**WHAT IS REQUIRED**
Would you transcribe the listing that follows, character for character, and omit its images?

**DATA EXTRACT**

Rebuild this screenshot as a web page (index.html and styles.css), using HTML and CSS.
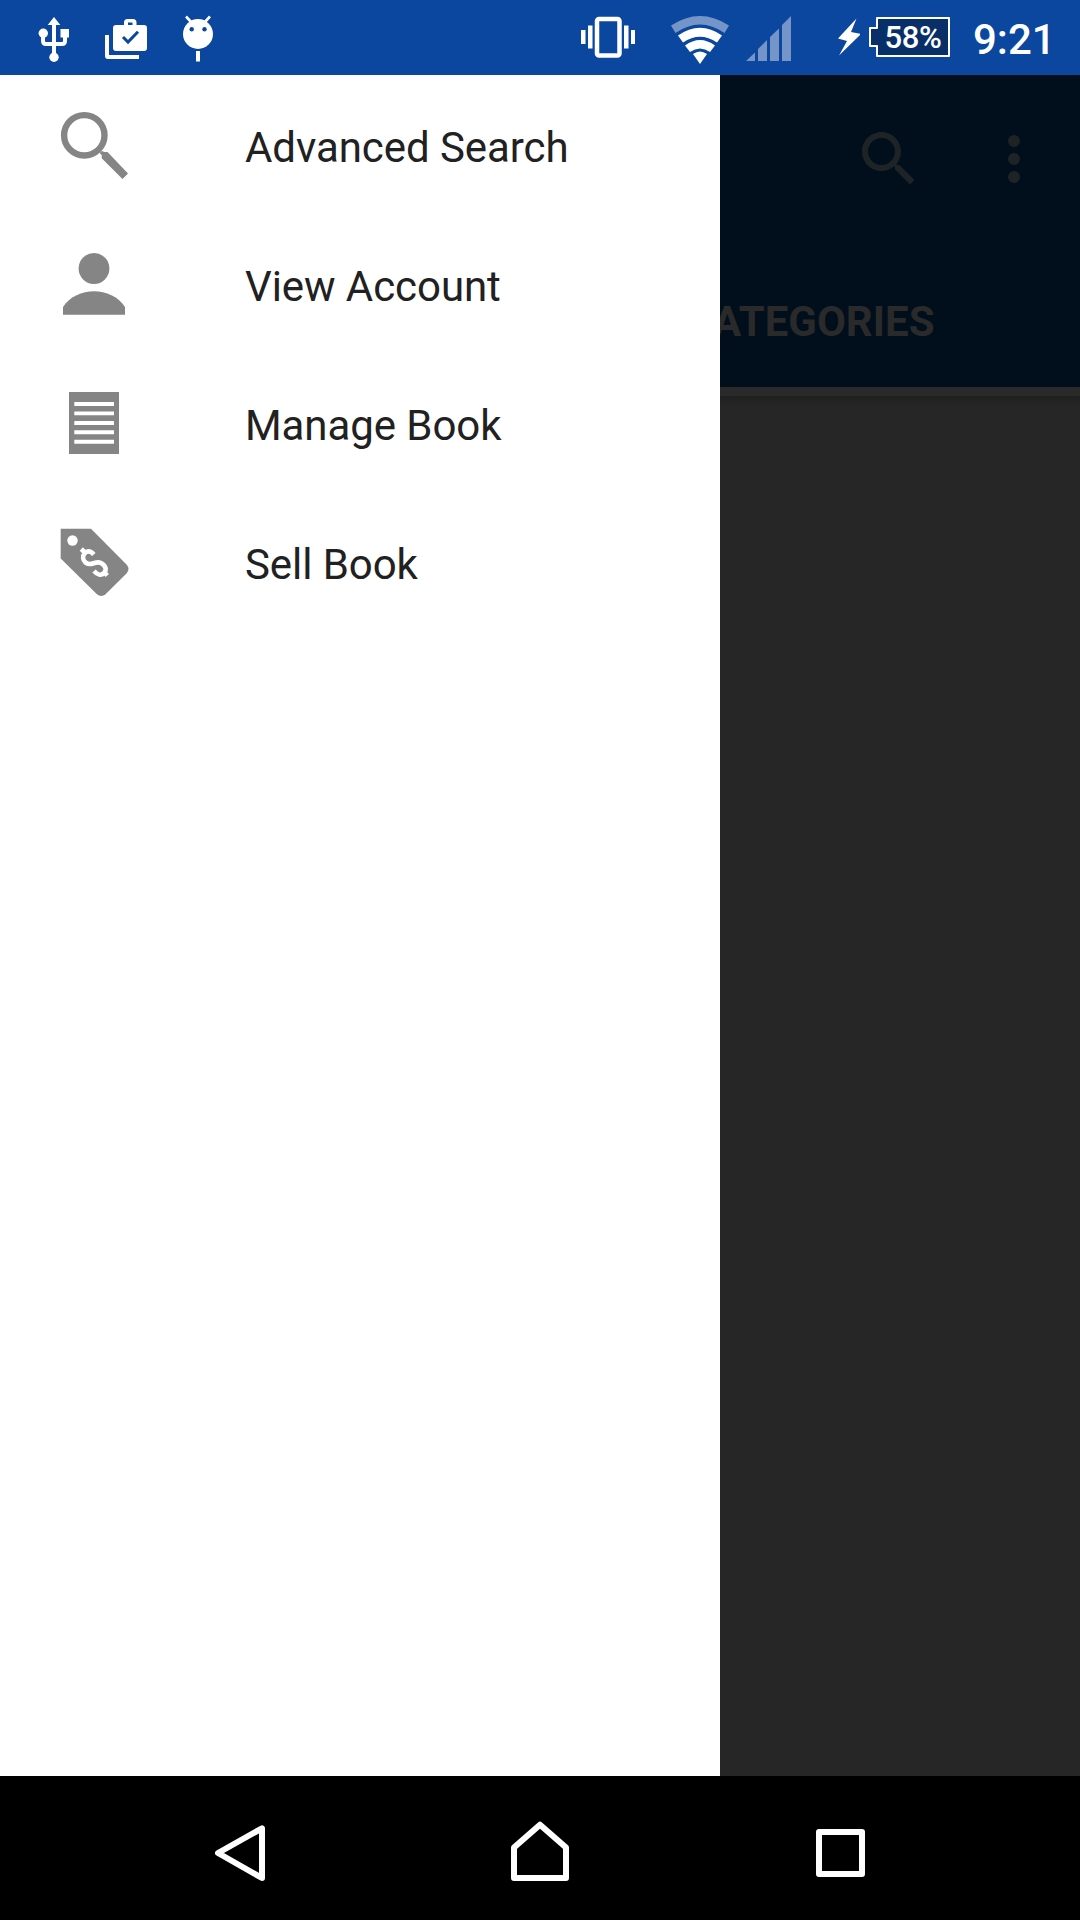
FILE: index.html
```html
<!DOCTYPE html>
<html lang="en">
<head>
<meta charset="utf-8">
<title>Books</title>
<link rel="stylesheet" href="styles.css">
</head>
<body>
<div class="phone">
  <header class="status">
    <svg class="status-left" width="240" height="75" viewBox="0 0 240 75">
      <g fill="none" stroke="#fff" stroke-width="4">
        <path d="M54 22V56M43 35V41Q43 44 46 44H62Q65 44 65 41V35"/>
      </g>
      <g fill="#fff">
        <path d="M54 17L60.300 25H47.700Z"/><circle cx="43.300" cy="33.300" r="4.700"/><rect x="60.500" y="29" width="8.500" height="8.500"/><circle cx="54" cy="57.300" r="4.700"/>
        <path d="M105 35H109V55H139V59H108Q105 59 105 56Z"/>
        <path fill-rule="evenodd" d="M124 25V22.500Q124 19 127.500 19H133Q136.500 19 136.500 22.500V25H144Q147 25 147 28V48Q147 51 144 51H116Q113 51 113 48V28Q113 25 116 25ZM128 25H132.500V22.500H128Z"/>
        <circle cx="198" cy="34" r="15"/><rect x="196" y="51" width="4" height="10.500"/>
      </g>
      <path d="M123 37L128 42L138 31.700" fill="none" stroke="#0b479e" stroke-width="3"/>
      <path d="M186 16.500L192 23M210 16.500L204 23" stroke="#fff" stroke-width="2.600"/>
      <circle cx="191.700" cy="29.300" r="2.200" fill="#0b479e"/><circle cx="204.500" cy="29.300" r="2.200" fill="#0b479e"/>
    </svg>
    <svg class="status-right" width="300" height="75" viewBox="560 0 300 75">
      <rect x="597" y="19" width="22.500" height="36.500" rx="2" fill="none" stroke="#fff" stroke-width="4.500"/>
      <path fill="#fff" d="M581 30H585.500V44H581ZM588 25.500H592.500V48.500H588ZM624 25.500H628.500V48.500H624ZM631 30H635V44H631Z"/>
      <path fill="#7595c9" d="M671 25.500Q700 6.500 729 25.500L724.500 33Q700 16 675.500 33Z"/>
      <g fill="#fff">
        <path d="M678 35.500Q700 20 722 35.500L717 42.500Q700 31 683 42.500Z"/>
        <path d="M685 45.500Q700 34.500 715 45.500L710 52Q700 45 690 52Z"/>
        <path d="M693 54Q700 49 707 54L700 64Z"/>
        <path d="M856.500 18.500L838 38.500L847 41L839 55.500L861 34L851 32Z"/>
      </g>
      <path fill="#7595c9" d="M746 61L755 52.500V61ZM758 49L767 40V61H758ZM770 37L779 28.500V61H770ZM782 25L791 16V61H782Z"/>
    </svg>
    <div class="battery">
      <svg width="82" height="42" viewBox="0 0 82 42"><path d="M9 2H81V40H9V30H2V12H9Z" fill="#092f69" stroke="#fff" stroke-width="2" stroke-linejoin="round"/></svg>
      <span class="percent">58%</span>
    </div>
    <time class="clock">9:21</time>
  </header>

  <main class="screen">
    <nav class="drawer">
      <a class="item">
        <svg class="icon" viewBox="44 78 100 139"><circle cx="84.300" cy="135.300" r="20.200" fill="none" stroke="#858585" stroke-width="6.400"/><path fill="#858585" d="M99.500 153L102 151L104.500 152H107.500L128 173.500L122.500 179L101.700 158.300V155Z"/></svg>
        <span>Advanced Search</span>
      </a>
      <a class="item">
        <svg class="icon" viewBox="44 217 100 139"><g fill="#858585"><circle cx="94" cy="268.500" r="15.400"/><path d="M63 314.700V307C70 296.500 82 291.300 94 291.300S118 296.500 125 307V314.700Z"/></g></svg>
        <span>View Account</span>
      </a>
      <a class="item">
        <svg class="icon" viewBox="44 356 100 139"><path fill="#858585" d="M69 392H119V454H69Z"/><path fill="#fff" d="M74.300 402H114V406H74.300ZM74.300 411.500H114V415.300H74.300ZM74.300 421H114V425H74.300ZM74.300 430.300H114V434.300H74.300ZM74.300 439.700H114V443.700H74.300Z"/></svg>
        <span>Manage Book</span>
      </a>
      <a class="item">
        <svg class="icon" viewBox="44 495 100 139"><path fill="#858585" d="M60.700 528.700H91L126.500 564.500Q130.500 569 126.500 573.500L105.500 594.300Q101 598 96.700 594L60.700 558.500Z"/><circle cx="72.500" cy="540.500" r="5.200" fill="#fff"/><path d="M81.300 549L85.500 553.200M93.800 554.500C90 550 86.500 551 84.500 553.500C82 556.500 83 560 85.500 562.500C90 567 95.500 560.500 100.500 562.800C106 565.500 107 570 104 573C101 576 97.500 575 94 571M103.500 571.500L107.300 575.500" fill="none" stroke="#fff" stroke-width="4.600"/></svg>
        <span>Sell Book</span>
      </a>
    </nav>
    <section class="page">
      <div class="toolbar">
        <svg width="72" height="72" viewBox="0 0 24 24" fill="#1e2325"><path d="M15.500 14h-.79l-.28-.27C15.410 12.590 16 11.110 16 9.500 16 5.910 13.090 3 9.500 3S3 5.910 3 9.500 5.910 16 9.500 16c1.610 0 3.090-.59 4.230-1.570l.27.280v.79l5 4.990L20.490 19l-4.990-5zm-6 0C7.010 14 5 11.990 5 9.500S7.010 5 9.500 5 14 7.010 14 9.500 11.990 14 9.500 14z"/></svg>
        <svg width="72" height="72" viewBox="0 0 24 24" fill="#1e2325"><circle cx="12" cy="6" r="2"/><circle cx="12" cy="12" r="2"/><circle cx="12" cy="18" r="2"/></svg>
      </div>
      <div class="tabs"><span class="tab">CATEGORIES</span></div>
      <div class="indicator"></div>
      <div class="content"></div>
    </section>
  </main>

  <footer class="navbar">
    <svg width="1080" height="144" viewBox="0 0 1080 144" fill="none" stroke="#fff" stroke-width="6" stroke-linejoin="round">
      <path d="M262 52.300V102L218 77Z"/>
      <path d="M514 71.500L540 48.700L566 71.500V102H514Z"/>
      <rect x="819" y="56" width="43" height="42"/>
    </svg>
  </footer>
</div>
</body>
</html>
```
FILE: styles.css
```css
* { box-sizing: border-box; }
body { margin: 0; font-family: Roboto, sans-serif; }
svg { display: block; flex: none; }
.phone { width: 1080px; height: 1920px; display: flex; flex-direction: column; overflow: hidden; }

.status { height: 75px; flex: none; display: flex; background: #0b479e; color: #fff; }
.status-right { margin-left: 320px; }
.battery { position: relative; width: 82px; height: 42px; margin: 16px 0 0 8px; flex: none; }
.percent { position: absolute; inset: 1px 1px 0 9px; display: flex; align-items: center; justify-content: center; font-size: 31px; font-weight: 500; line-height: 42px; letter-spacing: -0.3px; }
.clock { margin-left: 23px; font-size: 42px; font-weight: 500; line-height: 79px; }

.screen { flex: 1; display: flex; min-height: 0; }
.drawer { width: 720px; flex: none; padding-top: 3px; background: #fff; position: relative; z-index: 1; }
.item { display: flex; align-items: center; height: 139px; padding-left: 44px; gap: 101px; font-size: 42px; letter-spacing: -0.07px; color: #212121; white-space: nowrap; }
.icon { width: 100px; height: 139px; }

.page { flex: 1; display: flex; flex-direction: column; background: #262626; }
.toolbar { height: 168px; padding: 48px 30px 0 0; display: flex; justify-content: flex-end; gap: 53px; background: #000f1b; }
.tabs { height: 144px; display: flex; justify-content: center; align-items: center; width: 540px; margin-left: -180px; padding-top: 12px; background: #000f1b; }
.tab { font-size: 42px; font-weight: 700; color: #2a2a2a; }
.indicator { height: 9px; background: #2a2a2a; }
.content { flex: 1; background: linear-gradient(#202020, #262626 12px); }

.navbar { height: 144px; flex: none; background: #000; }
```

**SOLUTION TO THIS TASK**
Rebuild this screenshot as a web page (index.html and styles.css), using HTML and CSS.
FILE: index.html
```html
<!DOCTYPE html>
<html lang="en">
<head>
<meta charset="utf-8">
<title>Books</title>
<link rel="stylesheet" href="styles.css">
</head>
<body>
<div class="phone">
  <header class="status">
    <svg class="status-left" width="240" height="75" viewBox="0 0 240 75">
      <g fill="none" stroke="#fff" stroke-width="4">
        <path d="M54 22V56M43 35V41Q43 44 46 44H62Q65 44 65 41V35"/>
      </g>
      <g fill="#fff">
        <path d="M54 17L60.300 25H47.700Z"/><circle cx="43.300" cy="33.300" r="4.700"/><rect x="60.500" y="29" width="8.500" height="8.500"/><circle cx="54" cy="57.300" r="4.700"/>
        <path d="M105 35H109V55H139V59H108Q105 59 105 56Z"/>
        <path fill-rule="evenodd" d="M124 25V22.500Q124 19 127.500 19H133Q136.500 19 136.500 22.500V25H144Q147 25 147 28V48Q147 51 144 51H116Q113 51 113 48V28Q113 25 116 25ZM128 25H132.500V22.500H128Z"/>
        <circle cx="198" cy="34" r="15"/><rect x="196" y="51" width="4" height="10.500"/>
      </g>
      <path d="M123 37L128 42L138 31.700" fill="none" stroke="#0b479e" stroke-width="3"/>
      <path d="M186 16.500L192 23M210 16.500L204 23" stroke="#fff" stroke-width="2.600"/>
      <circle cx="191.700" cy="29.300" r="2.200" fill="#0b479e"/><circle cx="204.500" cy="29.300" r="2.200" fill="#0b479e"/>
    </svg>
    <svg class="status-right" width="300" height="75" viewBox="560 0 300 75">
      <rect x="597" y="19" width="22.500" height="36.500" rx="2" fill="none" stroke="#fff" stroke-width="4.500"/>
      <path fill="#fff" d="M581 30H585.500V44H581ZM588 25.500H592.500V48.500H588ZM624 25.500H628.500V48.500H624ZM631 30H635V44H631Z"/>
      <path fill="#7595c9" d="M671 25.500Q700 6.500 729 25.500L724.500 33Q700 16 675.500 33Z"/>
      <g fill="#fff">
        <path d="M678 35.500Q700 20 722 35.500L717 42.500Q700 31 683 42.500Z"/>
        <path d="M685 45.500Q700 34.500 715 45.500L710 52Q700 45 690 52Z"/>
        <path d="M693 54Q700 49 707 54L700 64Z"/>
        <path d="M856.500 18.500L838 38.500L847 41L839 55.500L861 34L851 32Z"/>
      </g>
      <path fill="#7595c9" d="M746 61L755 52.500V61ZM758 49L767 40V61H758ZM770 37L779 28.500V61H770ZM782 25L791 16V61H782Z"/>
    </svg>
    <div class="battery">
      <svg width="82" height="42" viewBox="0 0 82 42"><path d="M9 2H81V40H9V30H2V12H9Z" fill="#092f69" stroke="#fff" stroke-width="2" stroke-linejoin="round"/></svg>
      <span class="percent">58%</span>
    </div>
    <time class="clock">9:21</time>
  </header>

  <main class="screen">
    <nav class="drawer">
      <a class="item">
        <svg class="icon" viewBox="44 78 100 139"><circle cx="84.300" cy="135.300" r="20.200" fill="none" stroke="#858585" stroke-width="6.400"/><path fill="#858585" d="M99.500 153L102 151L104.500 152H107.500L128 173.500L122.500 179L101.700 158.300V155Z"/></svg>
        <span>Advanced Search</span>
      </a>
      <a class="item">
        <svg class="icon" viewBox="44 217 100 139"><g fill="#858585"><circle cx="94" cy="268.500" r="15.400"/><path d="M63 314.700V307C70 296.500 82 291.300 94 291.300S118 296.500 125 307V314.700Z"/></g></svg>
        <span>View Account</span>
      </a>
      <a class="item">
        <svg class="icon" viewBox="44 356 100 139"><path fill="#858585" d="M69 392H119V454H69Z"/><path fill="#fff" d="M74.300 402H114V406H74.300ZM74.300 411.500H114V415.300H74.300ZM74.300 421H114V425H74.300ZM74.300 430.300H114V434.300H74.300ZM74.300 439.700H114V443.700H74.300Z"/></svg>
        <span>Manage Book</span>
      </a>
      <a class="item">
        <svg class="icon" viewBox="44 495 100 139"><path fill="#858585" d="M60.700 528.700H91L126.500 564.500Q130.500 569 126.500 573.500L105.500 594.300Q101 598 96.700 594L60.700 558.500Z"/><circle cx="72.500" cy="540.500" r="5.200" fill="#fff"/><path d="M81.300 549L85.500 553.200M93.800 554.500C90 550 86.500 551 84.500 553.500C82 556.500 83 560 85.500 562.500C90 567 95.500 560.500 100.500 562.800C106 565.500 107 570 104 573C101 576 97.500 575 94 571M103.500 571.500L107.300 575.500" fill="none" stroke="#fff" stroke-width="4.600"/></svg>
        <span>Sell Book</span>
      </a>
    </nav>
    <section class="page">
      <div class="toolbar">
        <svg width="72" height="72" viewBox="0 0 24 24" fill="#1e2325"><path d="M15.500 14h-.79l-.28-.27C15.410 12.590 16 11.110 16 9.500 16 5.910 13.090 3 9.500 3S3 5.910 3 9.500 5.910 16 9.500 16c1.610 0 3.090-.59 4.230-1.570l.27.280v.79l5 4.990L20.490 19l-4.990-5zm-6 0C7.010 14 5 11.990 5 9.500S7.010 5 9.500 5 14 7.010 14 9.500 11.990 14 9.500 14z"/></svg>
        <svg width="72" height="72" viewBox="0 0 24 24" fill="#1e2325"><circle cx="12" cy="6" r="2"/><circle cx="12" cy="12" r="2"/><circle cx="12" cy="18" r="2"/></svg>
      </div>
      <div class="tabs"><span class="tab">CATEGORIES</span></div>
      <div class="indicator"></div>
      <div class="content"></div>
    </section>
  </main>

  <footer class="navbar">
    <svg width="1080" height="144" viewBox="0 0 1080 144" fill="none" stroke="#fff" stroke-width="6" stroke-linejoin="round">
      <path d="M262 52.300V102L218 77Z"/>
      <path d="M514 71.500L540 48.700L566 71.500V102H514Z"/>
      <rect x="819" y="56" width="43" height="42"/>
    </svg>
  </footer>
</div>
</body>
</html>
```
FILE: styles.css
```css
* { box-sizing: border-box; }
body { margin: 0; font-family: Roboto, sans-serif; }
svg { display: block; flex: none; }
.phone { width: 1080px; height: 1920px; display: flex; flex-direction: column; overflow: hidden; }

.status { height: 75px; flex: none; display: flex; background: #0b479e; color: #fff; }
.status-right { margin-left: 320px; }
.battery { position: relative; width: 82px; height: 42px; margin: 16px 0 0 8px; flex: none; }
.percent { position: absolute; inset: 1px 1px 0 9px; display: flex; align-items: center; justify-content: center; font-size: 31px; font-weight: 500; line-height: 42px; letter-spacing: -0.3px; }
.clock { margin-left: 23px; font-size: 42px; font-weight: 500; line-height: 79px; }

.screen { flex: 1; display: flex; min-height: 0; }
.drawer { width: 720px; flex: none; padding-top: 3px; background: #fff; position: relative; z-index: 1; }
.item { display: flex; align-items: center; height: 139px; padding-left: 44px; gap: 101px; font-size: 42px; letter-spacing: -0.07px; color: #212121; white-space: nowrap; }
.icon { width: 100px; height: 139px; }

.page { flex: 1; display: flex; flex-direction: column; background: #262626; }
.toolbar { height: 168px; padding: 48px 30px 0 0; display: flex; justify-content: flex-end; gap: 53px; background: #000f1b; }
.tabs { height: 144px; display: flex; justify-content: center; align-items: center; width: 540px; margin-left: -180px; padding-top: 12px; background: #000f1b; }
.tab { font-size: 42px; font-weight: 700; color: #2a2a2a; }
.indicator { height: 9px; background: #2a2a2a; }
.content { flex: 1; background: linear-gradient(#202020, #262626 12px); }

.navbar { height: 144px; flex: none; background: #000; }
```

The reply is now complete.